Sujet : Re: Rene Herse "New type of tire"
De : frkrygow (at) *nospam* sbcglobal.net (Frank Krygowski)
Groupes : rec.bicycles.techDate : 08. Jan 2025, 22:09:43
Autres entêtes
Organisation : A noiseless patient Spider
Message-ID : <vlmpin$2v3cs$1@dont-email.me>
References : 1 2 3 4 5
User-Agent : Mozilla Thunderbird
On 1/8/2025 3:29 PM, AMuzi wrote:
On 1/8/2025 11:36 AM, Catrike Ryder wrote:
On Wed, 8 Jan 2025 11:02:58 -0500, Frank Krygowski
<frkrygow@sbcglobal.net> wrote:
>
On 1/8/2025 2:34 AM, Roger Merriman wrote:
Indeed it very much looks like some of the more street tyres for MTB’s
you’d see in the 1980’s and so on!
>
Like many or most marketers, I think Jan Heine is touting nearly
imperceptible differences.
>
On the other hand, there's no such thing as "too many choices."
>
-- C'est bon
Soloman
+1
Either they sell enough at a high enough margin to recover their tooling expense plus some operations profit or that tire will just go away. Like anything else.
I'd be a bit interested in exactly how a small company's "new" tire comes to market.
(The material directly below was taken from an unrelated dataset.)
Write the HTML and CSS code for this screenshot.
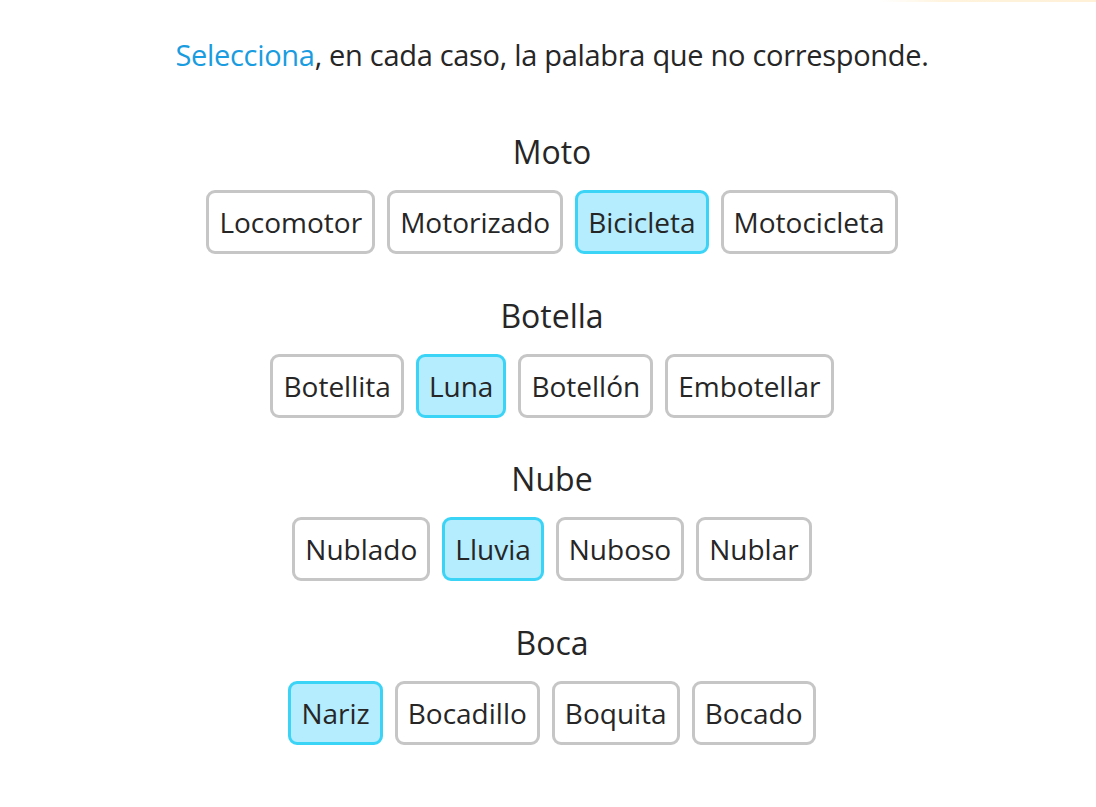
FILE: index.html
```html
<!DOCTYPE html>
<html lang="es">
<head>
<meta charset="utf-8">
<link rel="stylesheet" href="styles.css">
</head>
<body>
<div class="topline"></div>
<main class="page">
  <p class="instr"><span class="hl">Selecciona</span>, en cada caso, la palabra que no corresponde.</p>
  <div class="groups">
    <section class="group">
      <h2 class="word">Moto</h2>
      <div class="opts">
        <button class="opt">Locomotor</button>
        <button class="opt">Motorizado</button>
        <button class="opt sel">Bicicleta</button>
        <button class="opt">Motocicleta</button>
      </div>
    </section>
    <section class="group">
      <h2 class="word">Botella</h2>
      <div class="opts">
        <button class="opt">Botellita</button>
        <button class="opt sel">Luna</button>
        <button class="opt">Botellón</button>
        <button class="opt">Embotellar</button>
      </div>
    </section>
    <section class="group">
      <h2 class="word">Nube</h2>
      <div class="opts">
        <button class="opt">Nublado</button>
        <button class="opt sel">Lluvia</button>
        <button class="opt">Nuboso</button>
        <button class="opt">Nublar</button>
      </div>
    </section>
    <section class="group">
      <h2 class="word">Boca</h2>
      <div class="opts">
        <button class="opt sel">Nariz</button>
        <button class="opt">Bocadillo</button>
        <button class="opt">Boquita</button>
        <button class="opt">Bocado</button>
      </div>
    </section>
  </div>
</main>
</body>
</html>
```
FILE: styles.css
```css
html, body {
  margin: 0;
  padding: 0;
  background: #ffffff;
}
body {
  font-family: "Open Sans", "Noto Sans", sans-serif;
  color: #262626;
  position: relative;
  width: 1096px;
  height: 807px;
  overflow: hidden;
}
.topline {
  position: absolute;
  top: 0;
  right: 0;
  width: 216px;
  height: 2px;
  background: linear-gradient(to right, rgba(255,236,200,0), #fff3dd 30%, #fff1d8);
}
.page {
  display: flex;
  flex-direction: column;
  align-items: center;
  padding-top: 35px;
  padding-left: 8px;
}
.instr {
  margin: 0 0 57px 0;
  font-size: 29px;
  line-height: 40px;
  letter-spacing: -0.3px;
}
.hl {
  color: #1a9ce0;
}
.groups {
  display: flex;
  flex-direction: column;
  align-items: center;
  gap: 41.5px;
}
.group {
  display: flex;
  flex-direction: column;
  align-items: center;
}
.word {
  margin: 0 0 18px 0;
  font-weight: 400;
  font-size: 32px;
  line-height: 40px;
}
.opts {
  display: flex;
  gap: 12px;
}
.opt {
  box-sizing: border-box;
  font-family: inherit;
  font-size: 28px;
  line-height: 36px;
  color: #262626;
  background: #ffffff;
  border: 3px solid #c6c6c6;
  border-radius: 9px;
  padding: 11px 10px;
  height: 64px;
  cursor: pointer;
}
.opt.sel {
  background: #b5ecfe;
  border-color: #3bd4f7;
}
```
Obviously, Rene Herse Inc. does not make any parts of the tire. I suspect Jan Heine and crew select from a menu of choices regarding beads, fabrics, perhaps adhesives and whatever else matters regarding the casing. I wonder exactly how those factors differ from other tires - especially the Paselas that I usually use.
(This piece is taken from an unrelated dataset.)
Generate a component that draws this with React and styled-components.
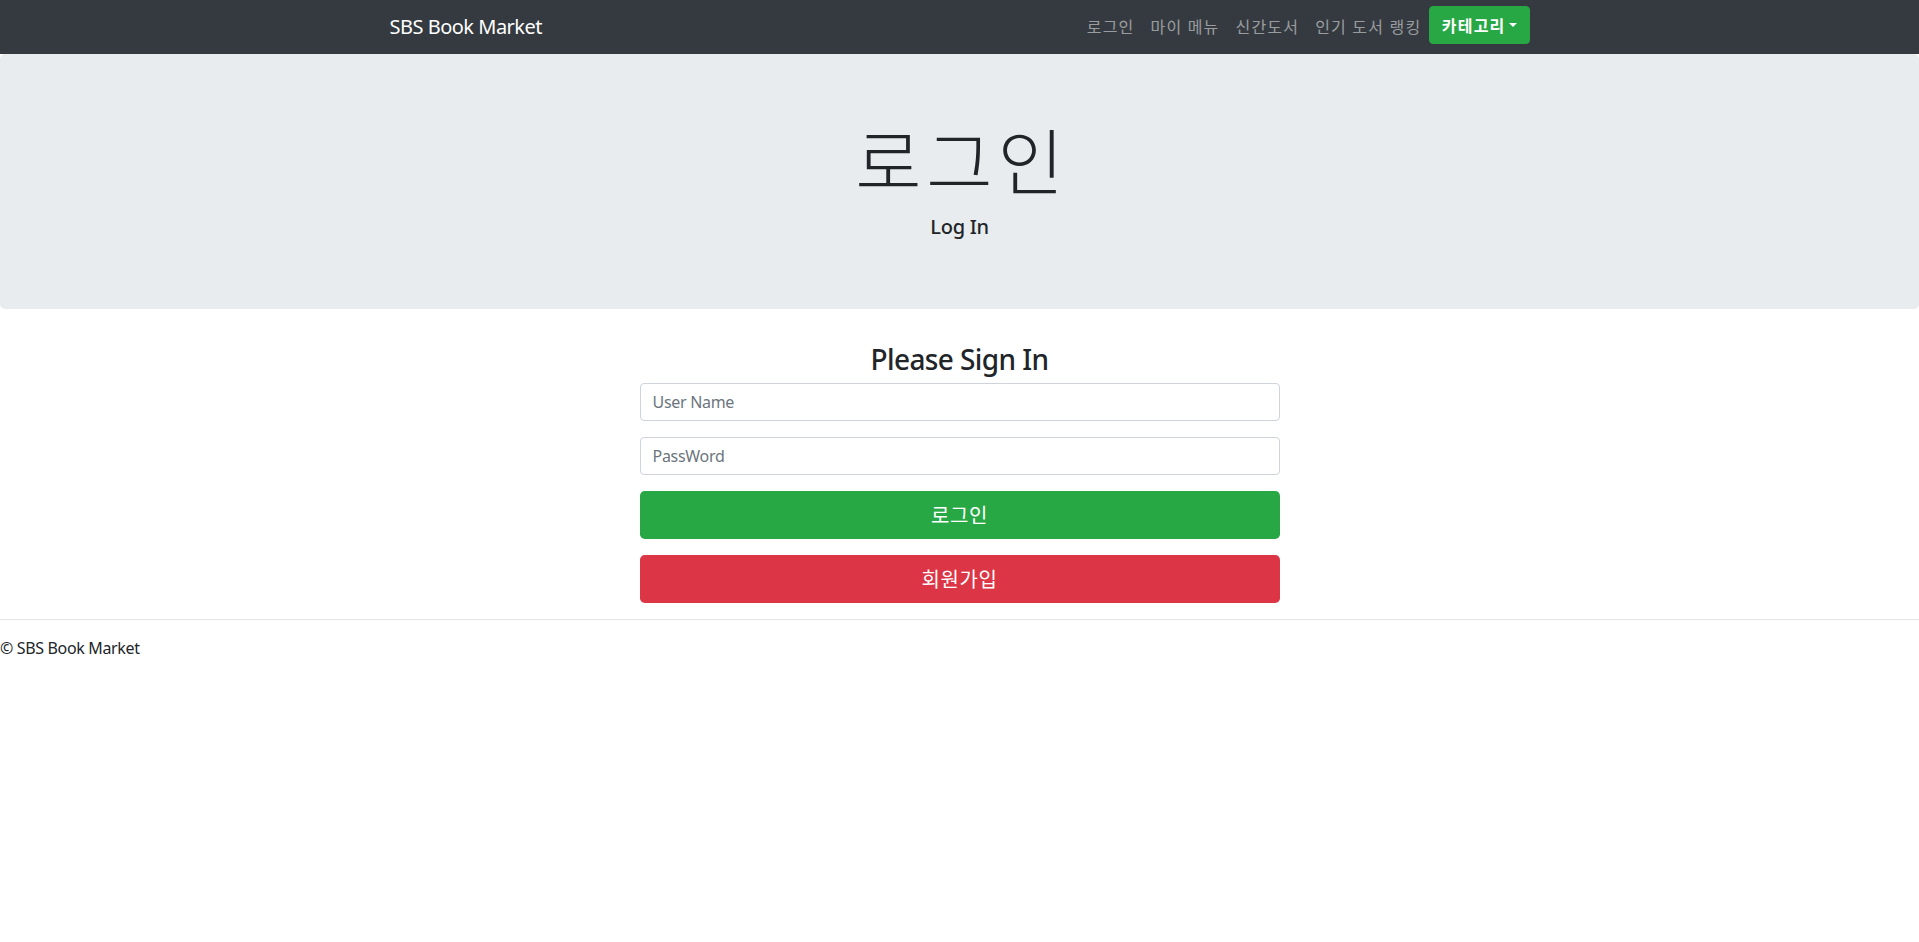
import React from "react";
import styled, { createGlobalStyle } from "styled-components";

const Global = createGlobalStyle`
  html, body { margin: 0; padding: 0; background: #fff; }
  body {
    font-family: "Noto Sans", "Noto Sans CJK KR", sans-serif;
    font-size: 16px;
    line-height: 1.5;
    color: #212529;
  }
  * { box-sizing: border-box; }
`;

const Navbar = styled.nav`
  background: #343a40;
  height: 54px;
`;

const NavContainer = styled.div`
  width: 1140px;
  height: 100%;
  margin: 0 auto;
  display: flex;
  align-items: center;
  justify-content: space-between;
`;

const Brand = styled.a`
  color: #fff;
  font-size: 20px;
  line-height: 30px;
  letter-spacing: -0.5px;
  text-decoration: none;
`;

const NavList = styled.div`
  display: flex;
  align-items: center;
`;

const NavLink = styled.a`
  color: rgba(255, 255, 255, 0.5);
  padding: 8px 7.4px 8px 8.6px;
  font-size: 16px;
  letter-spacing: 1.2px;
  text-decoration: none;
  white-space: nowrap;
`;

const DropButton = styled.button`
  display: flex;
  align-items: center;
  height: 38px;
  margin-bottom: 4px;
  padding: 6px 12px;
  border: 1px solid #28a745;
  border-radius: 4px;
  background: #28a745;
  color: #fff;
  font-family: inherit;
  font-size: 16px;
  font-weight: 700;
  letter-spacing: 1.2px;
  cursor: pointer;
  &::after {
    content: "";
    display: inline-block;
    margin-left: 3px;
    border-top: 4.8px solid #fff;
    border-left: 4.8px solid transparent;
    border-right: 4.8px solid transparent;
  }
`;

const Jumbotron = styled.header`
  background: #e9ecef;
  border-radius: 4.8px;
  padding: 64px 32px 67px;
  margin-bottom: 32px;
  text-align: center;
`;

const Display = styled.h1`
  margin: 0 0 8px;
  font-size: 72px;
  font-weight: 300;
  line-height: 1.2;
  letter-spacing: 5px;
  text-indent: 5px;
`;

const Lead = styled.p`
  margin: 0;
  font-size: 20px;
  line-height: 30px;
  font-weight: 500;
  letter-spacing: -0.3px;
`;

const Form = styled.form`
  width: 640px;
  margin: 0 auto;
  display: flex;
  flex-direction: column;
`;

const Heading = styled.h3`
  margin: 0 0 6px;
  padding-top: 2px;
  font-size: 28px;
  font-weight: 500;
  line-height: 1.2;
  letter-spacing: -0.6px;
  text-align: center;
`;

const Input = styled.input`
  height: 38px;
  padding: 6px 12px;
  margin-bottom: 16px;
  border: 1px solid #ced4da;
  border-radius: 4px;
  font-family: inherit;
  font-size: 16px;
  letter-spacing: -0.3px;
  color: #495057;
  &::placeholder { color: #6c757d; }
`;

const BigButton = styled.button`
  height: 48px;
  border: none;
  border-radius: 4.8px;
  background: ${(p) => p.$bg};
  color: #fff;
  font-family: inherit;
  font-size: 20px;
  letter-spacing: 0.6px;
  margin-bottom: ${(p) => p.$mb}px;
  cursor: pointer;
`;

const Rule = styled.hr`
  margin: 16px 0;
  border: 0;
  border-top: 1px solid rgba(0, 0, 0, 0.1);
`;

const FooterText = styled.p`
  margin: 0 0 16px;
  font-size: 16px;
  letter-spacing: -0.35px;
`;

export default function App() {
  return (
    <>
      <Global />
      <Navbar>
        <NavContainer>
          <Brand href="#">SBS Book Market</Brand>
          <NavList>
            <NavLink href="#">로그인</NavLink>
            <NavLink href="#">마이 메뉴</NavLink>
            <NavLink href="#">신간도서</NavLink>
            <NavLink href="#">인기 도서 랭킹</NavLink>
            <DropButton type="button">카테고리</DropButton>
          </NavList>
        </NavContainer>
      </Navbar>
      <Jumbotron>
        <Display>로그인</Display>
        <Lead>Log In</Lead>
      </Jumbotron>
      <Form onSubmit={(e) => e.preventDefault()}>
        <Heading>Please Sign In</Heading>
        <Input placeholder="User Name" />
        <Input type="password" placeholder="PassWord" />
        <BigButton type="submit" $bg="#28a745" $mb={16}>로그인</BigButton>
        <BigButton type="button" $bg="#dc3545" $mb={0}>회원가입</BigButton>
      </Form>
      <footer>
        <Rule />
        <FooterText>© SBS Book Market</FooterText>
      </footer>
    </>
  );
}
I imagine the recipe for tread rubber is also pretty much a menu choice, affecting longevity vs. traction and/or other factors. It sounds like he gets to choose the tread design, so effectively the design of the mold for the tread rubber, which I suppose will be used only for his brand. That cost has to be amortized over the total sales of that model of tire.